# WHAT YOU ARE ASKED TO DO
Return all lines from the listing below in which the string "components" occurs.

# SOURCE MATERIAL
......
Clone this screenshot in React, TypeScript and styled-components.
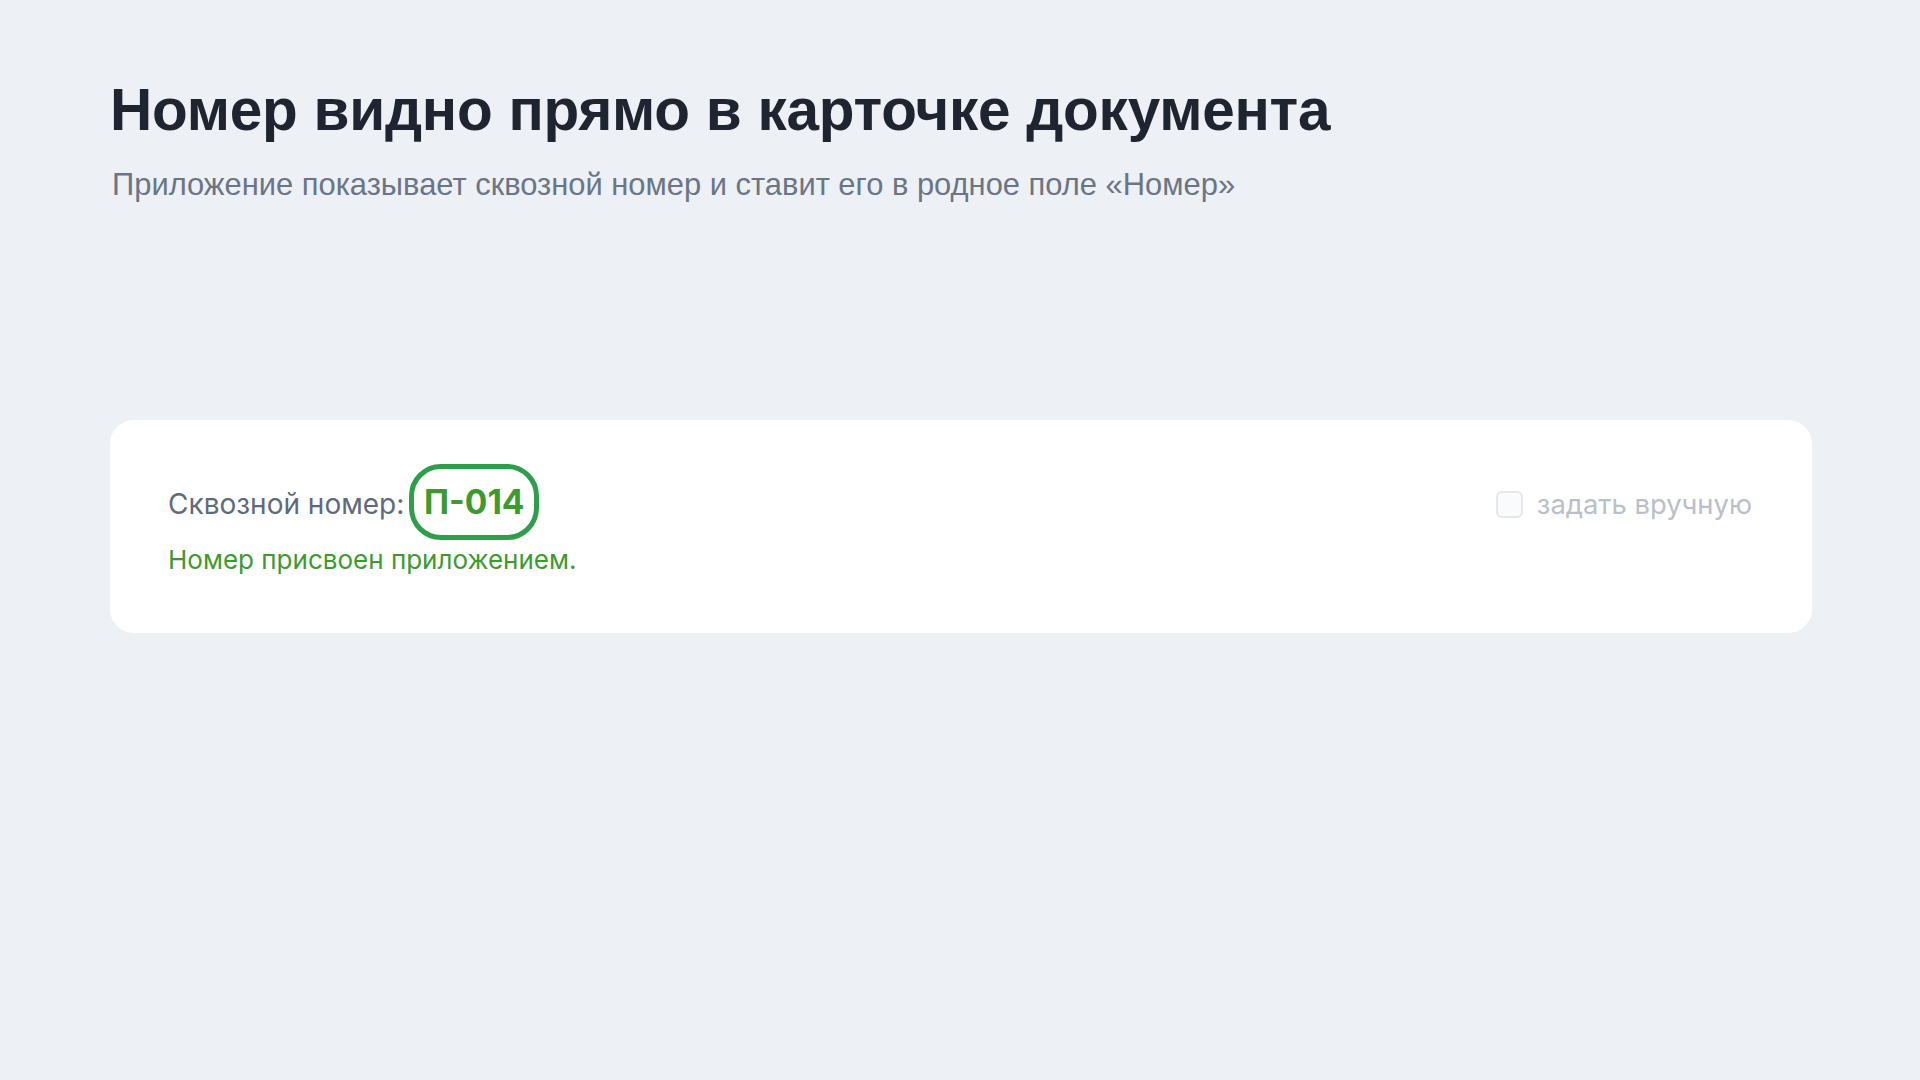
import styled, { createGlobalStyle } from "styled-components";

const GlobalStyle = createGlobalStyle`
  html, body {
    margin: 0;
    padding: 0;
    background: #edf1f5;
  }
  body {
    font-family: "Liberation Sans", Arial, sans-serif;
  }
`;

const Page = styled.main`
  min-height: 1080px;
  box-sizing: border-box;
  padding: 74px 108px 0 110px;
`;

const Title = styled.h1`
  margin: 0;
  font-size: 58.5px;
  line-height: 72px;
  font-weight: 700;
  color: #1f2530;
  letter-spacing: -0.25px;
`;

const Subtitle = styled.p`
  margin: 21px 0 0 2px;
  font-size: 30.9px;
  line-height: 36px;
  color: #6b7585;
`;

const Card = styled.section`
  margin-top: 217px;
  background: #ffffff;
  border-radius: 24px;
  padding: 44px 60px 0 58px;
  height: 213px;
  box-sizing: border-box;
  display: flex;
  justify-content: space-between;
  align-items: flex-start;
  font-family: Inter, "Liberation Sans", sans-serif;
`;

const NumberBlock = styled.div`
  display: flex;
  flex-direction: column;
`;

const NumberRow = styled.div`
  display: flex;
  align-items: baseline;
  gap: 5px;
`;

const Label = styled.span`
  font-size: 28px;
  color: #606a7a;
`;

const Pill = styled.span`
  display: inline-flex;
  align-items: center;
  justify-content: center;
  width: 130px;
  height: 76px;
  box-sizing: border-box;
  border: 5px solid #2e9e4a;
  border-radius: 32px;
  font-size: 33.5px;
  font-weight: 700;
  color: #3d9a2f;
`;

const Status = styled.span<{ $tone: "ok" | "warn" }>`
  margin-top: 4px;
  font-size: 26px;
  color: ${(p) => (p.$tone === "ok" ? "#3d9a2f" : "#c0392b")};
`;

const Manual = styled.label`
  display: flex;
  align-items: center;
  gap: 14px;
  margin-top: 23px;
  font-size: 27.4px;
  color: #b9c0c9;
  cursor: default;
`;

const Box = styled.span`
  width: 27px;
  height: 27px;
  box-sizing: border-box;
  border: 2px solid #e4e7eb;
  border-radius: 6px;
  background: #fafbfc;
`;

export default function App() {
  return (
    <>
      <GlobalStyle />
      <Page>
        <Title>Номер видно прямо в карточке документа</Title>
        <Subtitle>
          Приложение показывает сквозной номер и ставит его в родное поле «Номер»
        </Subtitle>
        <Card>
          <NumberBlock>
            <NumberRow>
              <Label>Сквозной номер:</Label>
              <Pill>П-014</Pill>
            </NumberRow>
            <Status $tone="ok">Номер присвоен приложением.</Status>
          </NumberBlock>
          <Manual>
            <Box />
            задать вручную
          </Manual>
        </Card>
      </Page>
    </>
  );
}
......
# CORRECT ANSWER
Clone this screenshot in React, TypeScript and styled-components.
import styled, { createGlobalStyle } from "styled-components";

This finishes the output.